Sun Microsystems Inc. is advancing its services agenda on two fronts with an alliance with systems integrator Affiliated Computer Services Inc. and an expanded alliance with NCR Corp.
The ACS alliance, announced this month, will extend utility computing services based on Sun hardware, software and services to ACS clients, allowing them to pay for computing as their business requires.
“ACS will use that infrastructure to provide IT and outsourcing solutions to scale up or down to meet client needs on a pay-per-use basis,” said Bill Mooz, senior director for utility computing at Sun, in Broomfield, Colo.
Beyond expanding the range of computing choices for customers, this is the first time the Dallas-based systems integrator has offered outsourcing services on a pay-per-use basis.
One key component of the agreement calls for ACS to periodically provide guaranteed cost reductions to its clients that enter long-term deals, allowing those clients to share in the benefits of improved efficiencies. As ACS offers such reductions, Sun has also pledged to follow suit.
The deal also calls for Sun and ACS to work together to refresh computing equipment to ensure that ACS clients are kept on the most appropriate equipment and latest technology.

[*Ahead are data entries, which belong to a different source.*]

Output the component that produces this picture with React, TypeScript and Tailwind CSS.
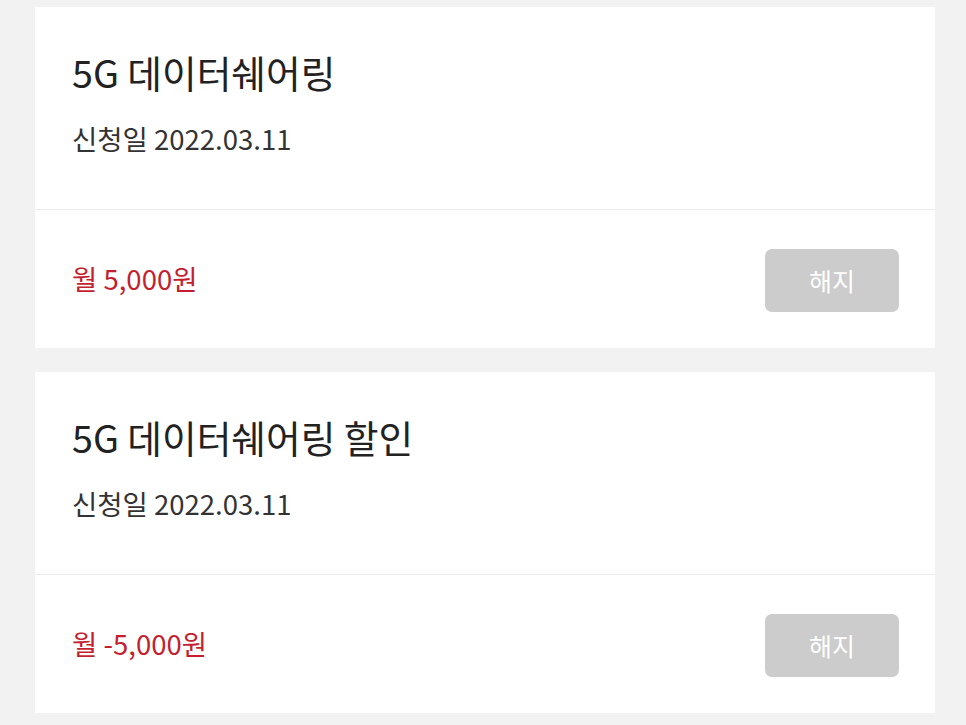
const items = [
  { name: "5G 데이터쉐어링", date: "2022.03.11", price: "월 5,000원" },
  { name: "5G 데이터쉐어링 할인", date: "2022.03.11", price: "월 -5,000원" },
]

function ServiceCard({ name, date, price }: { name: string; date: string; price: string }) {
  return (
    <div className="bg-white">
      <div className="h-[203px] border-b border-[#ececec] px-[37px] pt-[42px]">
        <h2 className="text-[37.7px] leading-[46px] text-[#222222]">{name}</h2>
        <p className="mt-[25px] text-[27.5px] leading-[36px] text-[#333333]">신청일 {date}</p>
      </div>
      <div className="flex h-[138px] items-center justify-between pl-[37px] pr-[36px]">
        <span className="text-[27.5px] text-[#c41f30]">{price}</span>
        <button className="mt-[3px] h-[63px] w-[134px] rounded-[7px] bg-[#cccccc] text-[25px] text-white">
          해지
        </button>
      </div>
    </div>
  )
}

export default function App() {
  return (
    <div
      className="min-h-[725px] bg-[#f2f2f2] px-[35px] pt-[7px] pr-[31px]"
      style={{ fontFamily: '"Noto Sans CJK KR", "Noto Sans", sans-serif' }}
    >
      <div className="flex flex-col gap-[24px]">
        {items.map((item) => (
          <ServiceCard key={item.name} {...item} />
        ))}
      </div>
    </div>
  )
}
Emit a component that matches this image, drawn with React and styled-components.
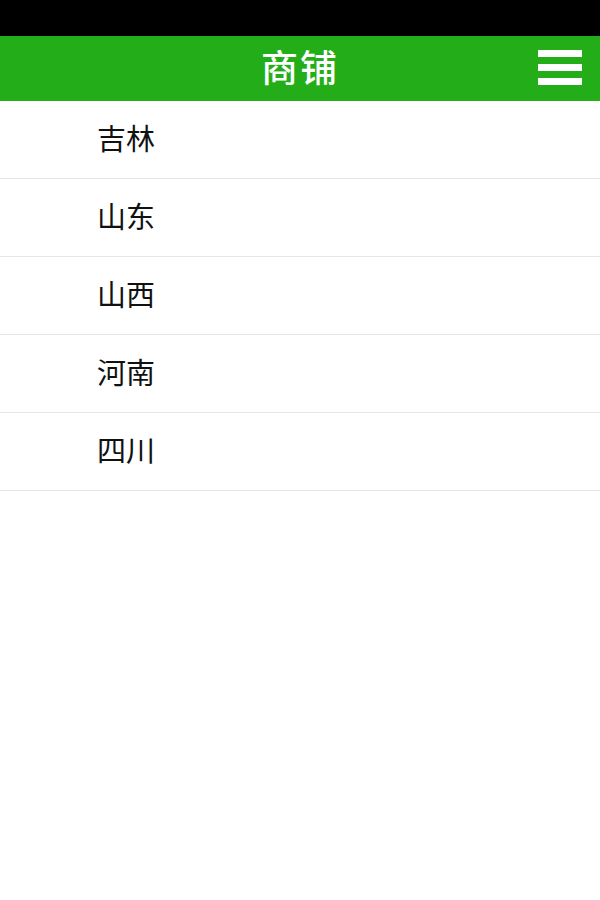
import React from "react";
import styled, { createGlobalStyle } from "styled-components";

const Global = createGlobalStyle`
  html, body { margin: 0; padding: 0; background: #fff; }
  body { font-family: "Noto Sans CJK SC", "Noto Sans", sans-serif; }
`;

const Page = styled.div`
  width: 600px;
  min-height: 900px;
  background: #fff;
  display: flex;
  flex-direction: column;
`;

const StatusBar = styled.div`
  height: 36px;
  background: #000;
`;

const Header = styled.header`
  height: 65px;
  background: #23ad19;
  display: grid;
  grid-template-columns: 1fr auto 1fr;
  align-items: center;
`;

const Title = styled.h1`
  grid-column: 2;
  margin: 0 0 4px;
  color: #fff;
  font-size: 37px;
  font-weight: 500;
  letter-spacing: 2px;
  line-height: 1;
`;

const MenuButton = styled.button`
  grid-column: 3;
  justify-self: end;
  margin-right: 18px;
  margin-bottom: 2px;
  width: 44px;
  height: 35px;
  padding: 0;
  border: none;
  background: transparent;
  display: flex;
  flex-direction: column;
  justify-content: space-between;
`;

const Bar = styled.span`
  display: block;
  height: 7px;
  width: 44px;
  background: #fff;
`;

const List = styled.ul`
  list-style: none;
  margin: 0;
  padding: 0;
`;

const Item = styled.li`
  height: 77px;
  box-sizing: border-box;
  height: 78px;
  border-bottom: 1px solid #e6e6e6;
  display: flex;
  align-items: center;
  padding: 0 0 5px 97px;
  font-size: 29px;
  color: #111;
`;

const regions = ["吉林", "山东", "山西", "河南", "四川"];

export default function App() {
  return (
    <Page>
      <Global />
      <StatusBar />
      <Header>
        <Title>商铺</Title>
        <MenuButton aria-label="menu">
          <Bar />
          <Bar />
          <Bar />
        </MenuButton>
      </Header>
      <List>
        {regions.map((r) => (
          <Item key={r}>{r}</Item>
        ))}
      </List>
    </Page>
  );
}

Pricing for the utility computing service will be based on a number of models, including pay per transaction, per infrastructure use or per seat.
The Sun-ACS alliance is another component of Suns service focus, in which it is relying on partners to deliver customers. But the news left a lot of questions unanswered for Bruce Caldwell, an analyst at Gartner Inc., in Stamford, Conn.
“There are so few particulars that sounded definite,” Caldwell said. “It wasnt clear how the systems would be provided to ACS. It wasnt clear that there is a customer base that wants that service. There should be some basic [pricing] formulas available. And [Suns] N1 wasnt mentioned. That was puzzling.”
In contrast to the utility computing deal, Sun this month expanded its NCR alliance to create services and applications for retail, financial and telecommunications customers. The global arrangement calls for joint sales and delivery of installation and support services for the full range of Suns entry-level and midrange servers and storage systems.
NCR, of Dayton, Ohio, will launch a legacy trade-in program to replace its Unix servers with Sun systems running Solaris. It will also integrate Sun technology into its IT infrastructure solutions for the three vertical markets, Sun officials said.